26. Is there a prescriptive issue
Criminal and civil actions are subject to prescriptive periods, but from a victim’s standpoint the urgent issue is not merely prescription. It is evidence decay and money dissipation. Even where a case is still legally fileable, delay can destroy practical recovery.
So the correct approach is simple: report immediately.
27. The emotional reality and the legal reality
Romance scam victims are often highly intelligent, careful people. These scams work because they exploit trust, loneliness, hope, shame, and urgency. The law, however, does not compensate emotion by itself. It responds to evidence.
That is why the most effective victims do three things quickly:
- stop the losses;
- preserve the proof;
- activate the proper institutions.
28. A practical Philippine roadmap
For a victim in the Philippines, the strongest immediate roadmap is:
- Stop all contact and all payments.
- Save every chat, receipt, document, and profile identifier.
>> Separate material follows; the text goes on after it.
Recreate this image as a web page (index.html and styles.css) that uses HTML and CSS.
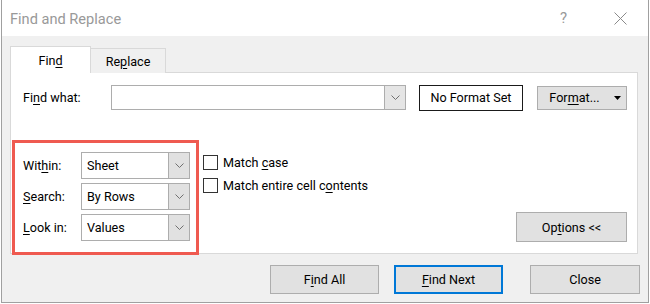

- Call or message the bank, e-wallet, or remittance provider immediately and report fraud.
- File a complaint with the PNP Anti-Cybercrime Group or NBI.
- Prepare a sworn complaint-affidavit with annexes.
- File or pursue the criminal complaint before the prosecutor’s office, as guided by investigators.
- Track the recipient account, not just the fake lover identity.
- Avoid public accusations against possibly stolen identities.
- Do not pay recovery scammers.
- Secure your accounts and personal data.
29. Bottom line
In the Philippines, an online romance scam is not merely a failed relationship story. It can constitute estafa and other related offenses, especially where deceit induced the victim to send money. The victim may pursue criminal remedies, seek civil recovery, report the matter to financial institutions and cybercrime authorities, and attempt to trace local recipient accounts or accomplices.
The legal outcome depends less on the emotional story and more on five things: speed, evidence, traceable transfers, identifiable recipients, and proof of deceit from the start.
The most important rule is this: treat it immediately as a fraud case with digital evidence, not as a private heartbreak dispute.